#### Source records
◆ ◆ ◆ ◆ ◆

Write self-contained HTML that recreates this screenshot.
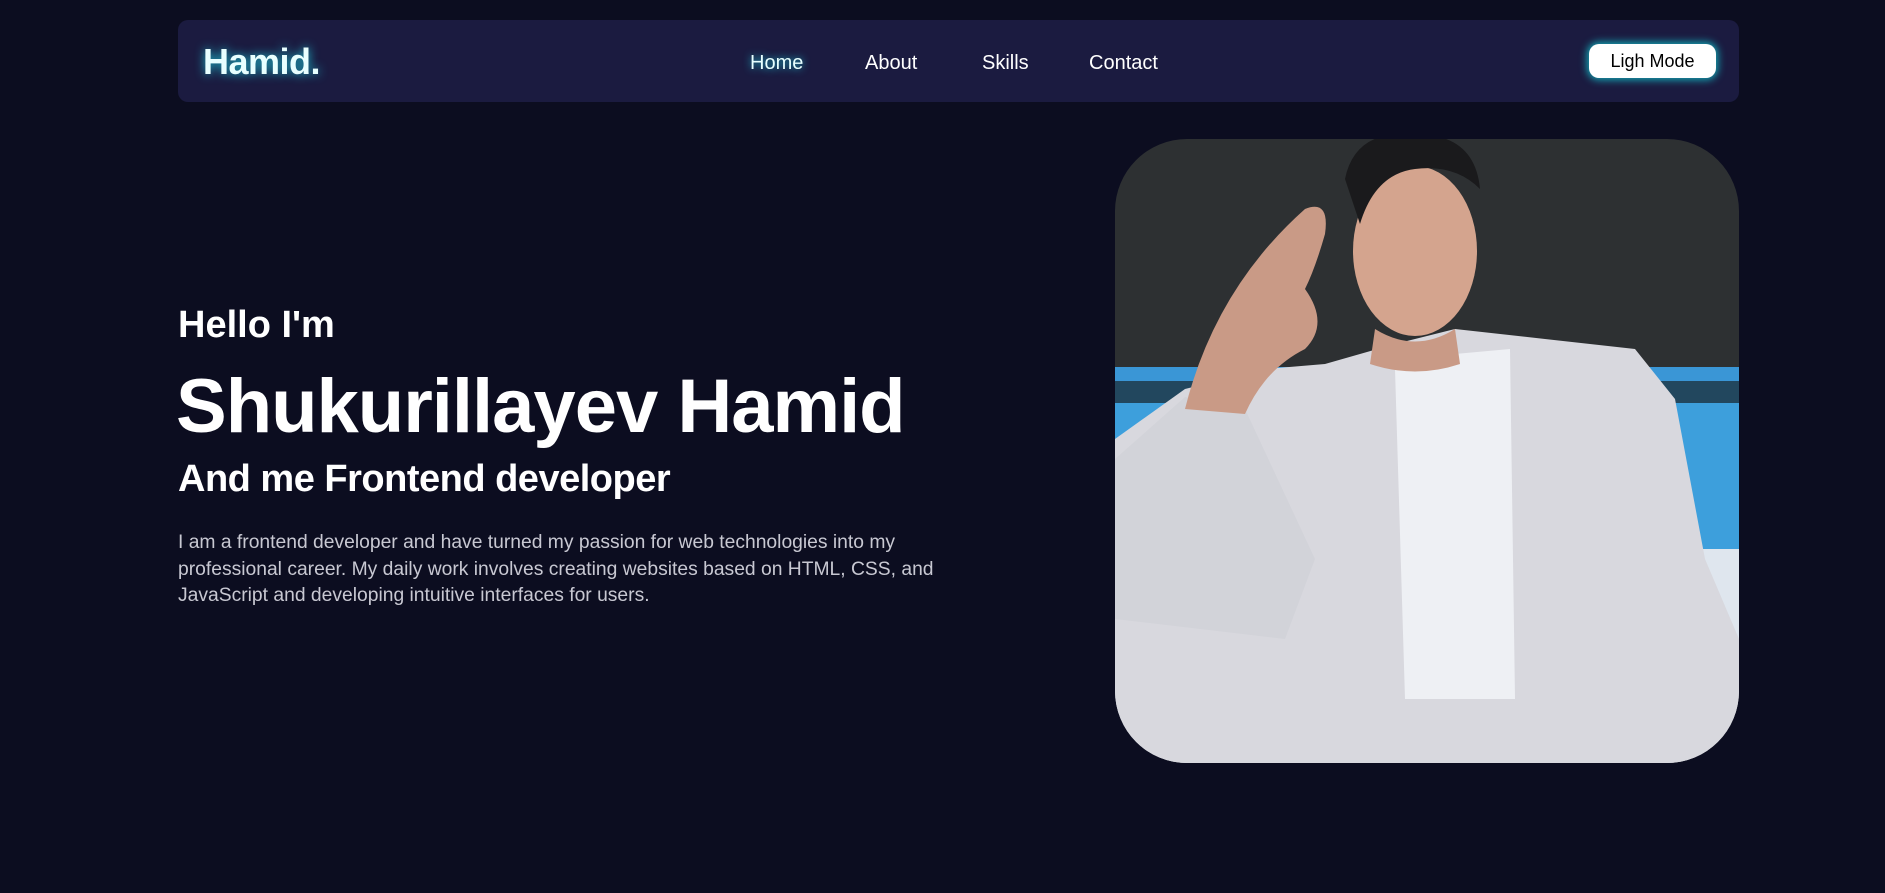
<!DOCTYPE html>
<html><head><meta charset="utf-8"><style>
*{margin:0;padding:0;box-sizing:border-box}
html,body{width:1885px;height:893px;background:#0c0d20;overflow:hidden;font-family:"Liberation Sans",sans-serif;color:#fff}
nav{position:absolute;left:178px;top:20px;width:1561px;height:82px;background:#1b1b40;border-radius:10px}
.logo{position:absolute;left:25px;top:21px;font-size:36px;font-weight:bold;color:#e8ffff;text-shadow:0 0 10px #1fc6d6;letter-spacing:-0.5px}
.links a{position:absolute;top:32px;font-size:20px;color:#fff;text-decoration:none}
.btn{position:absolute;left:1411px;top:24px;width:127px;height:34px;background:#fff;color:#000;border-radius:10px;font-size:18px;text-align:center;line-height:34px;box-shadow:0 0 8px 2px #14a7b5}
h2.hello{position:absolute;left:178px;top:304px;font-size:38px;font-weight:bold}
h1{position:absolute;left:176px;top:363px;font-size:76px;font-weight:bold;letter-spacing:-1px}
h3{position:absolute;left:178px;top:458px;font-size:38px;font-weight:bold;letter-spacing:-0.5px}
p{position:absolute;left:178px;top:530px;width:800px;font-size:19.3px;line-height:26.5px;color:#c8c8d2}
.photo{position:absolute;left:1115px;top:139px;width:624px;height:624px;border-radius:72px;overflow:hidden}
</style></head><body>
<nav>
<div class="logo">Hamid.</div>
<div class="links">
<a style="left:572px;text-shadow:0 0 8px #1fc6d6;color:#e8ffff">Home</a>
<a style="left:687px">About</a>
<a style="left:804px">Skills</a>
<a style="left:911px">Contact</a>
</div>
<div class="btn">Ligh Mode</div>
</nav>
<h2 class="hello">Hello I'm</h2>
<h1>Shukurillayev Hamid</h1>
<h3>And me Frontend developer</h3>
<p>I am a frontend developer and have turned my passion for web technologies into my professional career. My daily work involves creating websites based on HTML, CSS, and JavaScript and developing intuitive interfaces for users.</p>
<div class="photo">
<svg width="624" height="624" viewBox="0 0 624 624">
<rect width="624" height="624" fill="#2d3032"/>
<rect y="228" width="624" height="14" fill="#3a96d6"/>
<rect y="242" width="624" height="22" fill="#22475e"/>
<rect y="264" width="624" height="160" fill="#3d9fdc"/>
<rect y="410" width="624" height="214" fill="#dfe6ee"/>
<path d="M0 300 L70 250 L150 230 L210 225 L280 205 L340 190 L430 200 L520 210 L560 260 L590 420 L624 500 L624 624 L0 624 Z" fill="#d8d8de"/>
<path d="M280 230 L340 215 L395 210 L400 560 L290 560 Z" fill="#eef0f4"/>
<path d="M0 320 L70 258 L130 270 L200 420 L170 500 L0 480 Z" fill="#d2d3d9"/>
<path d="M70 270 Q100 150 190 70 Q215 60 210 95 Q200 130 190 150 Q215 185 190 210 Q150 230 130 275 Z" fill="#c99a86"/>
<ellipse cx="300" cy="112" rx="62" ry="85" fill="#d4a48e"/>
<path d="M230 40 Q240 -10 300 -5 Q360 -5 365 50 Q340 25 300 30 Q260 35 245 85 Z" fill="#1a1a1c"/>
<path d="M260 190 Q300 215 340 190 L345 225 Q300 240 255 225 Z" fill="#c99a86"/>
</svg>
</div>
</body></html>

◆ ◆ ◆ ◆ ◆

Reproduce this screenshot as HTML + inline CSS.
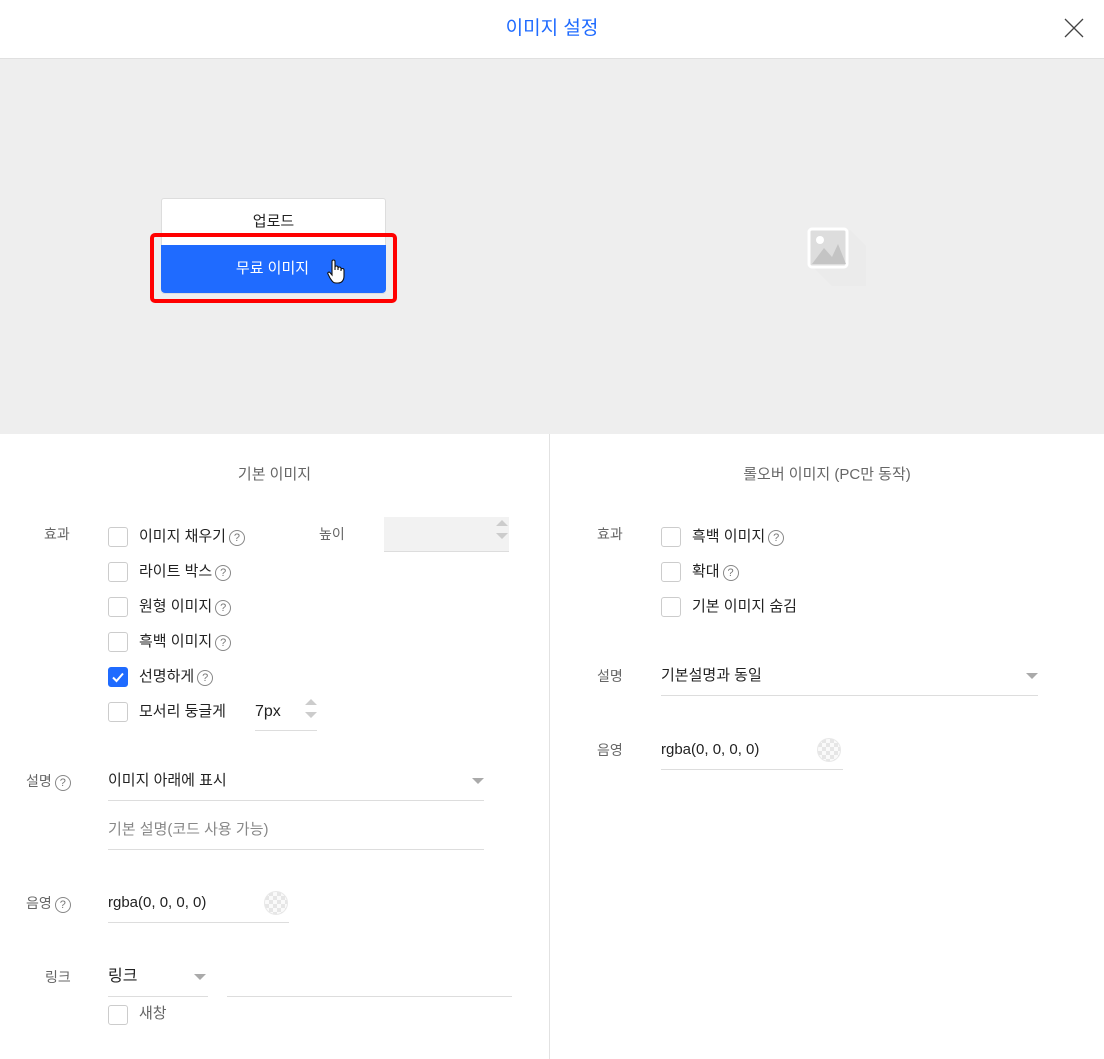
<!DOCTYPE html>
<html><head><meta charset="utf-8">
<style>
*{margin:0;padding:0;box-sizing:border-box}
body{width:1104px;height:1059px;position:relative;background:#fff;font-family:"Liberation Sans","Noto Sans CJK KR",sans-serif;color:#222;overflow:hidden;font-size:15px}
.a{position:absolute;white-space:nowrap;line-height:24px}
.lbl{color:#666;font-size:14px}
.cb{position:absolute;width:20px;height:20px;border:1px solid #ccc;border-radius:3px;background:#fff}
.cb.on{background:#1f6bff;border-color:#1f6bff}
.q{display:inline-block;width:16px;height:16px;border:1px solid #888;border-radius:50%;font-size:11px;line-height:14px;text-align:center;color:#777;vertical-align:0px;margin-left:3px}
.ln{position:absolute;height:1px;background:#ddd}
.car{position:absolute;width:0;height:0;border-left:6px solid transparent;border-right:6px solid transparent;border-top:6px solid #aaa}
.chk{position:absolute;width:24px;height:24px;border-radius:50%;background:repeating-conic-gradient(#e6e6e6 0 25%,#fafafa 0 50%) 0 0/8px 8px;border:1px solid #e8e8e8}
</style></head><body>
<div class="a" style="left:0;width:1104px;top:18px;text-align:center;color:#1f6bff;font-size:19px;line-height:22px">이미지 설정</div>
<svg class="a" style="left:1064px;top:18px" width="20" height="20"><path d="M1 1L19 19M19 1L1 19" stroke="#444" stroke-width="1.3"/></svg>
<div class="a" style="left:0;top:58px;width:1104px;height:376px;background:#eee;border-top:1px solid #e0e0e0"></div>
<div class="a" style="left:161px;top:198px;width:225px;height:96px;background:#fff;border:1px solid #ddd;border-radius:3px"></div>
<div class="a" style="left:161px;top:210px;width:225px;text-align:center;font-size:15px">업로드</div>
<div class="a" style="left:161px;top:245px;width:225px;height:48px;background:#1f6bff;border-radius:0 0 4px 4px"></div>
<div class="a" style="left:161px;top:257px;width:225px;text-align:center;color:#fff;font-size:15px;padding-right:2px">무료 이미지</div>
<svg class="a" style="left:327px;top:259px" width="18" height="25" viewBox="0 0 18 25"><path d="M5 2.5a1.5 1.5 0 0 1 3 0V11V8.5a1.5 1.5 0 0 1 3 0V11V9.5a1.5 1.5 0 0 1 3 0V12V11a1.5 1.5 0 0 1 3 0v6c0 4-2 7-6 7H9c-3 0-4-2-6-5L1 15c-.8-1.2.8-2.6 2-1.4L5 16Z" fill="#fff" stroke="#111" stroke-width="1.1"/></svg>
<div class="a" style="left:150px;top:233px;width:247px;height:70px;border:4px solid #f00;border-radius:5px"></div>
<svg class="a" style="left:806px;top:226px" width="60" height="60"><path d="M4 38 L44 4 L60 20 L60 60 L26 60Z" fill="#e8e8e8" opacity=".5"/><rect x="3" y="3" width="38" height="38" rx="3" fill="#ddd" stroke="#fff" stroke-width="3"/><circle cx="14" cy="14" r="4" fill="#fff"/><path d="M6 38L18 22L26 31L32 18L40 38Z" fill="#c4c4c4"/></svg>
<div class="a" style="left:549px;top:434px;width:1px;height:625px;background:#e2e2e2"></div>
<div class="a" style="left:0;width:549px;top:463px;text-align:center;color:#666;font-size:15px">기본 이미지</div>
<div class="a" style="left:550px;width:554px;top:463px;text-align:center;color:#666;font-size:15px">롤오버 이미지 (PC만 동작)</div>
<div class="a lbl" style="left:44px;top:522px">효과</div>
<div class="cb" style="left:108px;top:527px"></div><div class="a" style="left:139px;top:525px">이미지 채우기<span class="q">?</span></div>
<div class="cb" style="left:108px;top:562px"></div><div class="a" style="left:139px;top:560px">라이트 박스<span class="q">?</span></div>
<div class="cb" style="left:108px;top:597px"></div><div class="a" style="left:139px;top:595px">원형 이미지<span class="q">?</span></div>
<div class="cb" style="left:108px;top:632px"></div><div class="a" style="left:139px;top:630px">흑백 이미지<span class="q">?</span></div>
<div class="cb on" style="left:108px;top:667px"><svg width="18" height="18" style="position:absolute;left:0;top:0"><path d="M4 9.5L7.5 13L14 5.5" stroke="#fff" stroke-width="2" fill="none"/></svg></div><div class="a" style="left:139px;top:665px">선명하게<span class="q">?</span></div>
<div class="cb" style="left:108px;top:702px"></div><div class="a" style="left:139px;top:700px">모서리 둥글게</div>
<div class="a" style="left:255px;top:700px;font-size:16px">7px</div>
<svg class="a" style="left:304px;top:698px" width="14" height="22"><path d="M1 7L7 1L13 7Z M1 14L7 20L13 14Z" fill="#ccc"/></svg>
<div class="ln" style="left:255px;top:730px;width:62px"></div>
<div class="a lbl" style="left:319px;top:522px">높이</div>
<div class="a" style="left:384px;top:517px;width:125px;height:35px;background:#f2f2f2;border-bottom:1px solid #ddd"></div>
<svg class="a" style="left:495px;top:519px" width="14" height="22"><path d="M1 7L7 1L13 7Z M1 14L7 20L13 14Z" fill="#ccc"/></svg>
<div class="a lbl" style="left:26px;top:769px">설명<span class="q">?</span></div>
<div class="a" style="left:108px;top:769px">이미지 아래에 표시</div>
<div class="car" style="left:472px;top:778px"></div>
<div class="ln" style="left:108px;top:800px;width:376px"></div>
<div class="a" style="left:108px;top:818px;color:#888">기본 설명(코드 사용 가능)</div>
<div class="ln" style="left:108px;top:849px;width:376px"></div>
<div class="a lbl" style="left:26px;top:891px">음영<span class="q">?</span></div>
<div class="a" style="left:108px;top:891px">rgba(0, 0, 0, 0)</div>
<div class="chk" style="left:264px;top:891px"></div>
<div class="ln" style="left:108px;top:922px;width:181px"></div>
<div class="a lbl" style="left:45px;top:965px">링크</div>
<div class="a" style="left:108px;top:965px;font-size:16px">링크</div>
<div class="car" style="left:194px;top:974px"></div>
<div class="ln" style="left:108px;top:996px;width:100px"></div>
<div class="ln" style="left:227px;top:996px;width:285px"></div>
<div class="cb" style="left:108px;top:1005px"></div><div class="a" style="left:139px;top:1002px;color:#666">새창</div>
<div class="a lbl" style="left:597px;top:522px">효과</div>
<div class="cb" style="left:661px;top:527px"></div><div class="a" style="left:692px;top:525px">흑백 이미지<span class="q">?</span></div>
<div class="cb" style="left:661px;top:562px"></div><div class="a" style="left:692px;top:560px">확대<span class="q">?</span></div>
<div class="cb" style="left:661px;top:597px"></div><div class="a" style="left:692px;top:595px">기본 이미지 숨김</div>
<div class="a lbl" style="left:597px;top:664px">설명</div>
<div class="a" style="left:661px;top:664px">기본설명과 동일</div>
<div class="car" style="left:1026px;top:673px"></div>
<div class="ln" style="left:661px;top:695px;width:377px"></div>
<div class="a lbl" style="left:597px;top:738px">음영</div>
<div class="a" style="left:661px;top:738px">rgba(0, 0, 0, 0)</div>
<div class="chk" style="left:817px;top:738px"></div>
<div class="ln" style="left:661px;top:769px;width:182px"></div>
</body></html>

◆ ◆ ◆ ◆ ◆

Using the listing above, return all lines where the word "this" occurs.

#### Solved problem
Write self-contained HTML that recreates this screenshot.
Reproduce this screenshot as HTML + inline CSS.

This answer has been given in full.